### Task objective
Gather up the lines that contain "index".

### Source material
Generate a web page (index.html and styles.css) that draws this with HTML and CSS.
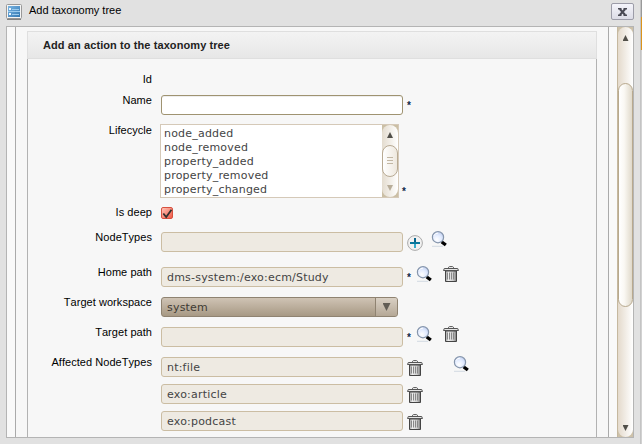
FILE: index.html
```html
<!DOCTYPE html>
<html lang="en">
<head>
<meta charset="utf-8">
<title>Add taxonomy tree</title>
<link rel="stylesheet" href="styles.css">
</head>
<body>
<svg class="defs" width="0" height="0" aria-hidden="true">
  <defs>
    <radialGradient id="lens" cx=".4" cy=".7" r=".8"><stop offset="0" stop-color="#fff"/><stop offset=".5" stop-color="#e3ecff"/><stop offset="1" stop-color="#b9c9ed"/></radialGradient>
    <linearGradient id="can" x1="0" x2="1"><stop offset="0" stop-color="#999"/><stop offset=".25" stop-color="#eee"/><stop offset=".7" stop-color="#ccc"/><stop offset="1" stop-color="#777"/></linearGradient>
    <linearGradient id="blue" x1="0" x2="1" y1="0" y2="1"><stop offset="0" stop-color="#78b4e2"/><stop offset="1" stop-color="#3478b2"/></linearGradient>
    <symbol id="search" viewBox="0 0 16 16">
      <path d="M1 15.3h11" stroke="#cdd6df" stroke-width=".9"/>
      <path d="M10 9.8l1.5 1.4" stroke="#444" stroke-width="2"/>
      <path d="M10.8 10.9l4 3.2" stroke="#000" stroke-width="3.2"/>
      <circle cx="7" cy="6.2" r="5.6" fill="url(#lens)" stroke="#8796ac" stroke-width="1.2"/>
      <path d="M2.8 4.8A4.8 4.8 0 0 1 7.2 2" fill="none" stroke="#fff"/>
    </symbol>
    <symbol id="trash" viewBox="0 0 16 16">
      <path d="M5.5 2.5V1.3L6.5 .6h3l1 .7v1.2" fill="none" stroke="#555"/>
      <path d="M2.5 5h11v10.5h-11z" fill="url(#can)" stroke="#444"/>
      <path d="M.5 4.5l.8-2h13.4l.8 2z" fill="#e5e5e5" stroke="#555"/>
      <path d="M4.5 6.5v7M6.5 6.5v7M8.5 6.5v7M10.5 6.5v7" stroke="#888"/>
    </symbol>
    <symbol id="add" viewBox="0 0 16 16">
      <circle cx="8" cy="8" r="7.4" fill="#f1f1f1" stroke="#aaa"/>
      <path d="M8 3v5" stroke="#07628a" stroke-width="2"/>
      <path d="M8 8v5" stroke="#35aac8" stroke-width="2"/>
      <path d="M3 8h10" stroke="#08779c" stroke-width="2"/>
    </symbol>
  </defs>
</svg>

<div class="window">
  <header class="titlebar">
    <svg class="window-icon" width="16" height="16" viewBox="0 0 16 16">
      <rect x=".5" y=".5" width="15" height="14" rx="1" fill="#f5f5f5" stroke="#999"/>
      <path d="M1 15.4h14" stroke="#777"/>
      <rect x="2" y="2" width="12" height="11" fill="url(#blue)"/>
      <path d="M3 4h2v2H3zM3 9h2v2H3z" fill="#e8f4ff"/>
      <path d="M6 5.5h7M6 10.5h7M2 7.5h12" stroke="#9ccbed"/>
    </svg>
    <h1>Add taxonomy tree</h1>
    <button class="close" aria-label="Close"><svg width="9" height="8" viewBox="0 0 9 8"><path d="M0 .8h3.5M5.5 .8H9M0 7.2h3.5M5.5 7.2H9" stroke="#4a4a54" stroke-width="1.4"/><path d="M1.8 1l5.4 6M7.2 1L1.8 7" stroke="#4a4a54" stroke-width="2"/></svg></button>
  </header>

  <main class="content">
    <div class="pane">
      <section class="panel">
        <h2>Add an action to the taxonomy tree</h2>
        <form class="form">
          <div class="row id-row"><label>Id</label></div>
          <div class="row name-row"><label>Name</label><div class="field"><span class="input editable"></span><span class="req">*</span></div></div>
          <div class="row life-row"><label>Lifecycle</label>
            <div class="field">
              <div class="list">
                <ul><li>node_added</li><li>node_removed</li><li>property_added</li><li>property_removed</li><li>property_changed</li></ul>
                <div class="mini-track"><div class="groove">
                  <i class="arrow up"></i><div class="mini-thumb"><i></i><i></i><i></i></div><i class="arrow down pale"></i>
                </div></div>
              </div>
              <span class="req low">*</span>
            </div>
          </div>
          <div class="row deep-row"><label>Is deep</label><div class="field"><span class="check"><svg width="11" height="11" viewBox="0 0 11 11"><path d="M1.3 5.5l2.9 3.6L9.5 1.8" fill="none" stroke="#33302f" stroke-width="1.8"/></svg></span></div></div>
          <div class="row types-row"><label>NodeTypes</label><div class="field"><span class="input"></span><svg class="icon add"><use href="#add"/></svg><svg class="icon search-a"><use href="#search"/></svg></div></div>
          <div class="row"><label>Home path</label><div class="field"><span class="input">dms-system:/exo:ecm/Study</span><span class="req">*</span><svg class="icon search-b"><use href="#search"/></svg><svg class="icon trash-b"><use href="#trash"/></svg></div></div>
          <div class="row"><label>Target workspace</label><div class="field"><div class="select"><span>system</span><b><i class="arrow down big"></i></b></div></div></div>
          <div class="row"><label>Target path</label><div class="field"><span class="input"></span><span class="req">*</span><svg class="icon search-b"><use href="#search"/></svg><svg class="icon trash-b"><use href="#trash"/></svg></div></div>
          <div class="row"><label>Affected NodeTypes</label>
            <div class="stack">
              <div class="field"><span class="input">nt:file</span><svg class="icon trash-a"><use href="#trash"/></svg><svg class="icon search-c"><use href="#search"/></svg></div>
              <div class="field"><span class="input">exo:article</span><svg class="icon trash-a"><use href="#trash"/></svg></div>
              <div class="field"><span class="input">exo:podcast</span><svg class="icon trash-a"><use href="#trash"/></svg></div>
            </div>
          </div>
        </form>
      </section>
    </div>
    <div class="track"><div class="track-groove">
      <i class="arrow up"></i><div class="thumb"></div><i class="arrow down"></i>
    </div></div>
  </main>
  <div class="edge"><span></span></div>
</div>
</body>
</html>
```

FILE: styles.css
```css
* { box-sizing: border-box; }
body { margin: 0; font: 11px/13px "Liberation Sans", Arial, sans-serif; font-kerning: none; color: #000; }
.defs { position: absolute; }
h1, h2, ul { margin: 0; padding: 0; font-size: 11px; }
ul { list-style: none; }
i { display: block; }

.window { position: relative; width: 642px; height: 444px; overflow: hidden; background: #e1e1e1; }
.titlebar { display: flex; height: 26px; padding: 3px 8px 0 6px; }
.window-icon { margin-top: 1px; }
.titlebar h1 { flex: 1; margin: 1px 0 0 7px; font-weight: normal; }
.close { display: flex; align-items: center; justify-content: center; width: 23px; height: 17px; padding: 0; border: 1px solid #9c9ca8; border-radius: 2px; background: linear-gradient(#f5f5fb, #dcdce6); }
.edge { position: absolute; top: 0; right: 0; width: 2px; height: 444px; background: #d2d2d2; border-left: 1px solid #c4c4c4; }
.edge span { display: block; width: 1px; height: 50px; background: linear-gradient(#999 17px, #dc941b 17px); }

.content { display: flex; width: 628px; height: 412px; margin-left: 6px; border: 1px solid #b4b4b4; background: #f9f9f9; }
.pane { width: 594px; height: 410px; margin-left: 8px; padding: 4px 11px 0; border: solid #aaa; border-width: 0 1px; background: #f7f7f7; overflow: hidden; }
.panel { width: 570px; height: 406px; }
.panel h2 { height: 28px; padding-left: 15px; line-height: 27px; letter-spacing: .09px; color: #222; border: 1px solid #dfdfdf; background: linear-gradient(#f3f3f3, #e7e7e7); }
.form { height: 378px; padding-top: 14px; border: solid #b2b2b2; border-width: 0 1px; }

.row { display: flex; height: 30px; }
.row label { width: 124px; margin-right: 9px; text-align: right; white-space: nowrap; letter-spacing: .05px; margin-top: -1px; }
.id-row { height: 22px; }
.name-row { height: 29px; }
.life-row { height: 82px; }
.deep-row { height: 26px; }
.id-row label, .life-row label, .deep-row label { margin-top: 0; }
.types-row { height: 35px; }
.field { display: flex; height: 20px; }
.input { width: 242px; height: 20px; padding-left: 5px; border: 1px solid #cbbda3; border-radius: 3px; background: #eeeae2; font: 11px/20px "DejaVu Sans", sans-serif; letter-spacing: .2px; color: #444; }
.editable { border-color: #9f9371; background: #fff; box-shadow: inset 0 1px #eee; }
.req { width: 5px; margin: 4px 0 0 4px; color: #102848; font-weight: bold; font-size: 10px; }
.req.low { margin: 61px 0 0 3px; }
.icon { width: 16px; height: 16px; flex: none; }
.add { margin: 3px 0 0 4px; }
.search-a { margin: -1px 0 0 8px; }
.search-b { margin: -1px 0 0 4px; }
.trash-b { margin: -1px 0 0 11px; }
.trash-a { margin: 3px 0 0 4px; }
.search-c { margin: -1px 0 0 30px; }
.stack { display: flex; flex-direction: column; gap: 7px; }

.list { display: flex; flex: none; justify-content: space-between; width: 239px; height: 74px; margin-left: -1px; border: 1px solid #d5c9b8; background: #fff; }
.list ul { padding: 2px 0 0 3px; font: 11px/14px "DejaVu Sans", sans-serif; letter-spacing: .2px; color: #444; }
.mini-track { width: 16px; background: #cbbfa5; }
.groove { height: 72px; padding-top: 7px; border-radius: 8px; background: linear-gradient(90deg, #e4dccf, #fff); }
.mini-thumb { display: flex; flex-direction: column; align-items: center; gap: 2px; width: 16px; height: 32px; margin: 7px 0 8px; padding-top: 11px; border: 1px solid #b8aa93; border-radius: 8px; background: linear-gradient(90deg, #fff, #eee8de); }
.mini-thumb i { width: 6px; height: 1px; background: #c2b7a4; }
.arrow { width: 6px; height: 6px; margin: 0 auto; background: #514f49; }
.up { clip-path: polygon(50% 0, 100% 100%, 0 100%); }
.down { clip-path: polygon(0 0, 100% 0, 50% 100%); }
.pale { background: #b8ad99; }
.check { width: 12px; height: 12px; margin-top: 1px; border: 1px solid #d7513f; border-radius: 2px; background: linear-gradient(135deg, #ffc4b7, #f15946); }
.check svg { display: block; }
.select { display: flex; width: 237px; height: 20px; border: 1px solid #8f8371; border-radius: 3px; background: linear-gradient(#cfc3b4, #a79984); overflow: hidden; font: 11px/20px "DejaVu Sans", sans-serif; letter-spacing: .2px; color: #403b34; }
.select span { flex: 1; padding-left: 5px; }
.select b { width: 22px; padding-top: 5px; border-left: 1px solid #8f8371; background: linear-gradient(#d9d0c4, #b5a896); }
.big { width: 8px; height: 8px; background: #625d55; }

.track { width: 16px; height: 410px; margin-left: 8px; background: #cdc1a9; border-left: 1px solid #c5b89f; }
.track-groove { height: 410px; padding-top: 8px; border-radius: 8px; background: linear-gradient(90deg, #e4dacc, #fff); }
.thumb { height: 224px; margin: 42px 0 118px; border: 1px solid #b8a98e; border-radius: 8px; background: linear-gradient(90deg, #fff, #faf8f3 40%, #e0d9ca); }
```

### Answer to this task
Generate a web page (index.html and styles.css) that draws this with HTML and CSS.
FILE: index.html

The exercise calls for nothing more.